His natural position is on the right side of midfield, although he has been known to play as a right back. Normington played as a professional for Grimsby Town between 2008 and 2010. He went on to have spells with Frickley Athletic and Hall Road Rangers.

==Career==

===Grimsby Town===
Grant began his career with Grimsby Town and was added to the first team squad during the 2007–08 season by Alan Buckley and was offered a new contract for the following season. He made his debut for the club under Mike Newell as he came on as a substitute for James Hunt in the 82nd minute of the club's 0–0 away draw with Exeter City. Normington was then given a new two-year contract on 28 November 2008 by the club after impressing since the arrival of the new manager.

In an interview to the Grimsby Telegraph on 9 December Normington commented at his relief at his chances under the new manager, stating that Alan Buckley failed to help him in his career.

"The feedback from the gaffer has been positive.

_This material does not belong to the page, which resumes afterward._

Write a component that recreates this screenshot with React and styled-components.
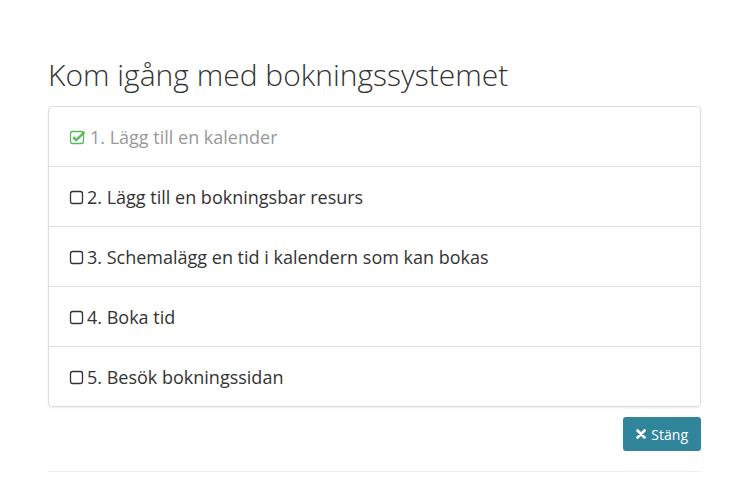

"When the old manager was here, he didn't talk to me as much and didn't help me out as much.

"Alan Buckley didn't really give me a chance - not even a sniff.

"I wasn't even on the bench sometimes - even when there were seven subs in the cup, he named just six.

"Since Mike Newell got here, he has been great with me.

"He helps me and tells me my chance will come and this contract backs that up."

On 23 October 2009 Normington joined Frickley Athletic on loan for one month. He re-joined Frickley for a second spell on 21 December 2009. On 28 January 2010 Normington had his contract cancelled by manager Neil Woods and subsequently was released by the club.

===Non-league===
On 8 February 2010 it was revealed that Normington had re-joined Frickley on a permanent deal until the end of the season. In October 2010 Normington signed for Hall Road Rangers. Normington left Rangers in 2011.

He made a return to football on 17 February 2015, in signing for Humber Premier League outfit Chalk Lane, after 4 years away from the game.